3. Holding profiteers of crisis responsible
It is critical to point out that a large portion of the Greek people
have not benefited unduly from the “Euro-rush” of the last decade. Regrettably,
it is now that portion of the Greek people which suffers unduly from the repair
of mistakes caused by others. This we plan to amend.
Beneficiaries of the “Euro-rush” could accumulate very significant
holdings of real estate, financial assets (most of which are now outside of
Greece) and other luxuries. We plan to increase taxes on these items (with
reasonable deductibles to protect those sectors of society where additional
taxes would reduce consumption expenditures). We will heavily tax capital flight to reduce it and we will seek special treaties
with other countries to receive taxes on foreign financial assets held by
Greeks.
4. Infrastructure and growth projects
Our long-term economic plan includes a multitude of very viable
investment projects. We plan to make maximum use of all EU structural and
regional funds but these will not be sufficient. We also need private foreign
investment but recognize that private foreign investors might be worried about
Greece’s future. Thus, we request the EU to consider providing guarantees to
private investors for the political risk of Greece.

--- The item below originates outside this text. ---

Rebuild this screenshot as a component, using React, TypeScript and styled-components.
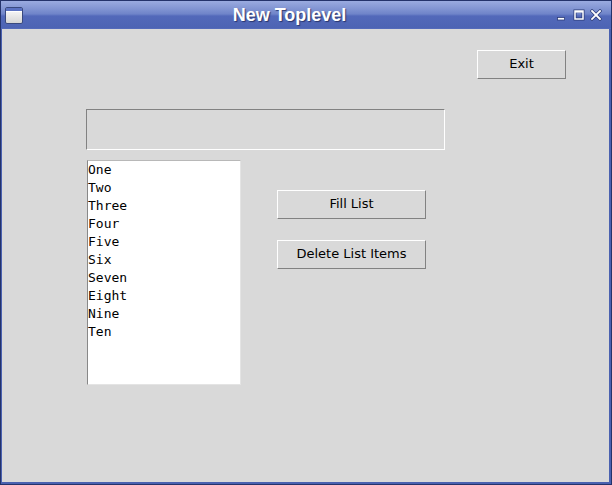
import React from "react";
import styled, { createGlobalStyle } from "styled-components";

const Global = createGlobalStyle`
  html, body { margin: 0; padding: 0; background: #d9d9d9; }
  body { width: 612px; height: 485px; overflow: hidden; }
`;

const Frame = styled.div`
  box-sizing: border-box;
  width: 612px;
  height: 485px;
  display: flex;
  flex-direction: column;
  background: #4a61b0;
  border: 1px solid #24336b;
  padding: 0 2px 2px 1px;
`;

const TitleBar = styled.div`
  height: 28px;
  flex: none;
  display: flex;
  align-items: center;
  background: linear-gradient(
    to bottom,
    #9aabe0 0px,
    #8194d2 8px,
    #6f84c9 13px,
    #5369ba 15px,
    #4d64b4 27px,
    #5b71c0 28px
  );
  margin: 0 -2px 0 -1px;
  padding: 0 9px 0 4px;
`;

const AppIcon = styled.svg`
  width: 18px;
  height: 17px;
  flex: none;
  margin-top: 1px;
`;

const Title = styled.div`
  flex: 1;
  text-align: center;
  font-family: "Liberation Sans", Arial, sans-serif;
  font-weight: bold;
  font-size: 18px;
  color: #ffffff;
  text-shadow: 1px 1px 1px rgba(30, 40, 90, 0.8);
  padding-left: 0px;
`;

const Controls = styled.div`
  display: flex;
  align-items: center;
  gap: 5px;
  flex: none;
`;

const CtlIcon = styled.svg`
  width: 12px;
  height: 12px;
  display: block;
`;

const Content = styled.div`
  flex: 1;
  background: #d9d9d9;
  display: flex;
  flex-direction: column;
  padding-top: 21px;
`;

const TopRow = styled.div`
  display: flex;
  justify-content: flex-end;
  padding-right: 43px;
`;

const Button = styled.div<{ $w: number }>`
  box-sizing: border-box;
  width: ${(p) => p.$w}px;
  height: 29px;
  display: flex;
  align-items: center;
  justify-content: center;
  font-family: "DejaVu Sans", sans-serif;
  font-size: 13px;
  color: #000;
  background: #d9d9d9;
  border-top: 1px solid #ffffff;
  border-left: 1px solid #ffffff;
  border-right: 1px solid #828282;
  border-bottom: 1px solid #828282;
  padding-bottom: 2px;
`;

const Entry = styled.div`
  box-sizing: border-box;
  margin: 30px 0 0 84px;
  width: 359px;
  height: 41px;
  background: #d9d9d9;
  border-top: 1px solid #828282;
  border-left: 1px solid #828282;
  border-right: 1px solid #ffffff;
  border-bottom: 1px solid #ffffff;
`;

const MainRow = styled.div`
  display: flex;
  margin-top: 10px;
  padding-left: 85px;
`;

const ListBox = styled.div`
  box-sizing: border-box;
  width: 154px;
  height: 225px;
  background: #ffffff;
  border-top: 1px solid #b8b8b8;
  border-left: 1px solid #888888;
  border-right: 1px solid #e4e4e4;
  border-bottom: 1px solid #e4e4e4;
`;

const ListItem = styled.div`
  font-family: "DejaVu Sans Mono", monospace;
  font-size: 13px;
  line-height: 18px;
  color: #000;
  white-space: pre;
`;

const ButtonColumn = styled.div`
  display: flex;
  flex-direction: column;
  gap: 21px;
  margin-left: 36px;
  padding-top: 30px;
`;

const items = ["One", "Two", "Three", "Four", "Five", "Six", "Seven", "Eight", "Nine", "Ten"];

export default function App() {
  return (
    <>
      <Global />
      <Frame>
        <TitleBar>
          <AppIcon viewBox="0 0 18 17">
            <defs>
              <linearGradient id="ib" x1="0" y1="0" x2="0" y2="1">
                <stop offset="0" stopColor="#ffffff" />
                <stop offset="1" stopColor="#d4d4d4" />
              </linearGradient>
            </defs>
            <rect x="0.5" y="0.5" width="17" height="16" rx="1.5" fill="url(#ib)" stroke="#39497f" />
            <rect x="1" y="1" width="16" height="3" fill="#5b72c2" />
            <line x1="1" y1="4.5" x2="17" y2="4.5" stroke="#ffffff" />
          </AppIcon>
          <Title>New Toplevel</Title>
          <Controls>
            <CtlIcon viewBox="0 0 12 12">
              <rect x="1.5" y="8.5" width="7" height="2.5" fill="#ffffff" stroke="#2d3d78" strokeWidth="0.8" />
            </CtlIcon>
            <CtlIcon viewBox="0 0 12 12">
              <rect x="2" y="2" width="8" height="8" fill="none" stroke="#2d3d78" strokeWidth="3" />
              <rect x="2" y="2" width="8" height="8" fill="none" stroke="#ffffff" strokeWidth="1.5" />
              <rect x="2" y="2" width="8" height="1.6" fill="#ffffff" />
            </CtlIcon>
            <CtlIcon viewBox="0 0 12 12">
              <path d="M2 2 L10 10 M10 2 L2 10" stroke="#2d3d78" strokeWidth="3.2" strokeLinecap="square" />
              <path d="M2 2 L10 10 M10 2 L2 10" stroke="#ffffff" strokeWidth="1.8" strokeLinecap="square" />
            </CtlIcon>
          </Controls>
        </TitleBar>
        <Content>
          <TopRow>
            <Button $w={89}>Exit</Button>
          </TopRow>
          <Entry />
          <MainRow>
            <ListBox>
              {items.map((t) => (
                <ListItem key={t}>{t}</ListItem>
              ))}
            </ListBox>
            <ButtonColumn>
              <Button $w={149}>Fill List</Button>
              <Button $w={149}>Delete List Items</Button>
            </ButtonColumn>
          </MainRow>
        </Content>
      </Frame>
    </>
  );
}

5. Elimination of sovereign debt financings' dependence of capital markets
We consider this to be a top priority but recognize that this must be dealt with at the level of the EU. Greece will be prepared to act in a supportive fashion of any measures to promote these goals.
6. Strict regulation of financial markets and adequate taxation
We consider this to be a top priority but recognize that this must be dealt with at the level of the EU. Greece will be prepared to act in a supportive fashion of any measures to promote these goals.
6. Strict regulation of financial markets and adequate taxation
We strongly believe that more regulation of financial markets and taxation
of banking transactions of a speculative nature are necessary. We view this as an issue which must be dealt with at the level of the EU. Greece will be prepared to
act in a supportive fashion of any measures to promote these goals.